4. What’s the difference between underachievement and just plain laziness?

Underachievement is a whole complex of self-limiting habits and thinking patterns that certainly can involve laziness. However, very ambitious, hugely energetic people can achieve far less than they otherwise would by setting conflicting goals and engaging in self-handicapping and other self-defeating behaviors. Everyone has some proportion of laziness. Underachievement is usually something more than just that.

5. Do you have plans to write a book about overachievement?

I doubt it, but who knows? I don't much like the concept of overachievement. How can you achieve more than you are able to? I think the term suggests that you can achieve too much to make other people feel comfortable and you ought to keep a lid on it. Women have suffered through that one for centuries.

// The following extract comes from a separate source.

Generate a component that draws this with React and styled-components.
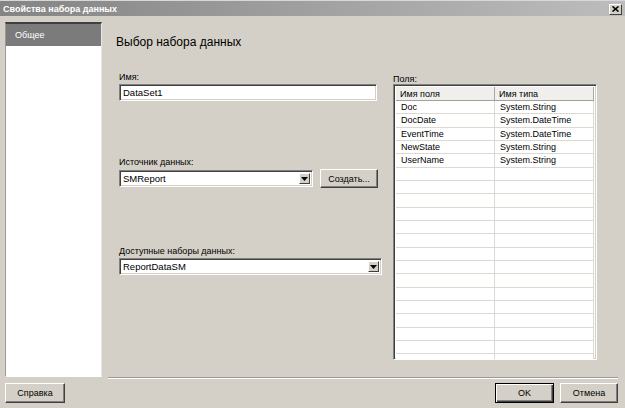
import styled, { createGlobalStyle } from 'styled-components';

const GlobalStyle = createGlobalStyle`
  html, body {
    margin: 0;
    padding: 0;
    background: #d4d0c8;
  }
  * {
    box-sizing: border-box;
  }
`;

const Window = styled.div`
  width: 625px;
  height: 408px;
  background: #d4d0c8;
  display: flex;
  flex-direction: column;
  font-family: 'Liberation Sans', Arial, sans-serif;
  font-size: 9px;
  color: #000;
  overflow: hidden;
`;

const TitleBar = styled.div`
  height: 16px;
  flex: none;
  display: flex;
  align-items: center;
  justify-content: space-between;
  padding: 0 3px 0 3px;
  background: linear-gradient(to right, #848484, #bdbdbd);
  border-top: 1px solid #d8d8d8;
`;

const Title = styled.div`
  color: #fff;
  font-weight: bold;
  font-size: 9px;
`;

const CloseButton = styled.div`
  width: 13px;
  height: 11px;
  margin-top: 1px;
  display: flex;
  align-items: center;
  justify-content: center;
  background: #d4d0c8;
  border: 1px solid;
  border-color: #fff #404040 #404040 #fff;
`;

const Main = styled.div`
  height: 357px;
  margin-top: 6px;
  display: flex;
  flex: none;
`;

const Sidebar = styled.div`
  width: 97px;
  height: 355px;
  margin-left: 5px;
  background: #fff;
  border-top: 2px solid #404040;
  border-left: 1px solid #9a9a9a;
  border-right: 1px solid #e8e8e8;
  border-bottom: 1px solid #fff;
`;

const SidebarItem = styled.div`
  height: 22px;
  background: #7b7b7b;
  color: #fff;
  padding-left: 9px;
  display: flex;
  align-items: center;
`;

const Content = styled.div`
  flex: 1;
  display: flex;
  flex-direction: column;
`;

const Heading = styled.div`
  font-size: 12px;
  line-height: 16px;
  margin: 12px 0 0 14px;
`;

const Columns = styled.div`
  display: flex;
  margin: 22px 0 0 17px;
`;

const FormColumn = styled.div`
  width: 263px;
  display: flex;
  flex-direction: column;
`;

const FieldLabel = styled.div`
  line-height: ${(p) => p.$lh || 11}px;
  height: ${(p) => p.$lh || 11}px;
  margin-top: ${(p) => p.$top || 0}px;
  margin-bottom: 1px;
`;

const Sunken = styled.div`
  height: 17px;
  background: #fff;
  border: 1px solid;
  border-color: #808080 #fff #fff #808080;
  box-shadow: inset 1px 1px 0 #404040, inset -1px -1px 0 #d4d0c8;
  display: flex;
  align-items: center;
  padding-left: 3px;
  font-size: 9.5px;
  width: ${(p) => p.$w || 258}px;
`;

const SelectBox = styled(Sunken)`
  justify-content: space-between;
  padding-right: 2px;
`;

const ArrowButton = styled.div`
  width: 11px;
  height: 11px;
  background: #d4d0c8;
  border: 1px solid;
  border-color: #fff #404040 #404040 #fff;
  display: flex;
  align-items: center;
  justify-content: center;
`;

const Row = styled.div`
  display: flex;
  align-items: center;
  gap: 7px;
`;

const Button = styled.div`
  width: ${(p) => p.$w}px;
  height: ${(p) => p.$h || 20}px;
  background: #d4d0c8;
  border: 1px solid;
  border-color: ${(p) => (p.$default ? '#000' : '#fff #404040 #404040 #fff')};
  box-shadow: ${(p) =>
    p.$default
      ? 'inset 1px 1px 0 #fff, inset -1px -1px 0 #404040, inset -2px -2px 0 #808080'
      : 'inset -1px -1px 0 #808080'};
  display: flex;
  align-items: center;
  justify-content: center;
`;

const FieldsColumn = styled.div`
  margin-left: 11px;
  display: flex;
  flex-direction: column;
`;

const Grid = styled.div`
  width: 204px;
  height: 276px;
  background: #fff;
  border: 1px solid;
  border-color: #808080 #fff #fff #808080;
  box-shadow: inset 1px 1px 0 #404040, inset -1px -1px 0 #d4d0c8;
  padding: 2px 2px 2px 2px;
  overflow: hidden;
`;

const GridRow = styled.div`
  display: grid;
  grid-template-columns: 99px 1fr;
  height: ${(p) => (p.$header ? 14 : 13.33)}px;
  background: ${(p) => (p.$header ? '#f0efec' : '#fff')};
  border-bottom: 1px solid ${(p) => (p.$header ? '#a0a0a0' : '#dcd9d2')};
`;

const Cell = styled.div`
  padding-left: ${(p) => (p.$header ? 4 : 5)}px;
  display: flex;
  align-items: center;
  border-right: 1px solid ${(p) => (p.$header ? '#a8a8a8' : '#dcd9d2')};
  white-space: nowrap;
  overflow: hidden;
`;

const Divider = styled.div`
  margin: auto 7px 0 6px;
  height: 2px;
  border-top: 1px solid #9a9a9a;
  border-bottom: 1px solid #fff;
`;

const Footer = styled.div`
  display: flex;
  justify-content: space-between;
  padding: 4px 7px 0 5px;
`;

const FooterGroup = styled.div`
  display: flex;
  gap: 6px;
`;

const fields = [
  ['Doc', 'System.String'],
  ['DocDate', 'System.DateTime'],
  ['EventTime', 'System.DateTime'],
  ['NewState', 'System.String'],
  ['UserName', 'System.String'],
];

const rows = [...fields, ...Array.from({ length: 16 }, () => ['', ''])];

function DownArrow() {
  return (
    <svg width="7" height="4" viewBox="0 0 7 4">
      <path d="M0 0h7L3.5 4z" fill="#000" />
    </svg>
  );
}

export default function App() {
  return (
    <Window>
      <GlobalStyle />
      <TitleBar>
        <Title>Свойства набора данных</Title>
        <CloseButton>
          <svg width="7" height="6" viewBox="0 0 7 6">
            <path d="M0.5 0.5L6.5 5.5M6.5 0.5L0.5 5.5" stroke="#000" strokeWidth="1.6" />
          </svg>
        </CloseButton>
      </TitleBar>
      <Main>
        <Sidebar>
          <SidebarItem>Общее</SidebarItem>
        </Sidebar>
        <Content>
          <Heading>Выбор набора данных</Heading>
          <Columns>
            <FormColumn>
              <FieldLabel>Имя:</FieldLabel>
              <Sunken>DataSet1</Sunken>
              <FieldLabel $top={56}>Источник данных:</FieldLabel>
              <Row>
                <SelectBox $w={194}>
                  SMReport
                  <ArrowButton>
                    <DownArrow />
                  </ArrowButton>
                </SelectBox>
                <Button $w={58} $h={19}>Создать...</Button>
              </Row>
              <FieldLabel $top={58}>Доступные наборы данных:</FieldLabel>
              <SelectBox $w={263}>
                ReportDataSM
                <ArrowButton>
                  <DownArrow />
                </ArrowButton>
              </SelectBox>
            </FormColumn>
            <FieldsColumn>
              <FieldLabel $lh={8} $top={3}>Поля:</FieldLabel>
              <Grid>
                <GridRow $header>
                  <Cell $header>Имя поля</Cell>
                  <Cell $header>Имя типа</Cell>
                </GridRow>
                {rows.map((r, i) => (
                  <GridRow key={i}>
                    <Cell>{r[0]}</Cell>
                    <Cell>{r[1]}</Cell>
                  </GridRow>
                ))}
              </Grid>
            </FieldsColumn>
          </Columns>
          <Divider />
        </Content>
      </Main>
      <Footer>
        <Button $w={60}>Справка</Button>
        <FooterGroup>
          <Button $w={59} $default>OK</Button>
          <Button $w={58}>Отмена</Button>
        </FooterGroup>
      </Footer>
    </Window>
  );
}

It is clearly true that some people bury themselves in doing at the expense of being, or embed themselves in career to avoid the vicissitudes of relationships. Overwork is often a way of dodging areas of your life where you question your abilities to succeed. If you succeed in career but it costs you in terms of relationships perhaps what appears to be achievement is really an avoidance of taking risks with intimacy.

6.  Any  tips for folks struggling to break out of the cycle of underachievement ?

1. You have to make a definitive, unequivocal, no turning back decision to permanently change your work orientation and your habits.
2. You have to find trustworthy support and get them to guarantee that they will insist that you stay on track.
3. You need to plug into a larger vision and sense of purpose.
4. You need a plan and a systematic approach.
5. You need to carefully choose which things to put effort into and to avoid dead ends that suck your energy.

My book contains 15 Tasks designed to replace self-limiting, self-defeating habits with new effective ones. It requires hard work for a time but only hard work and only for a time. Once you set up a structure of new habits you must work to maintain them but they actually make life easier in the long run. And much more satisfying.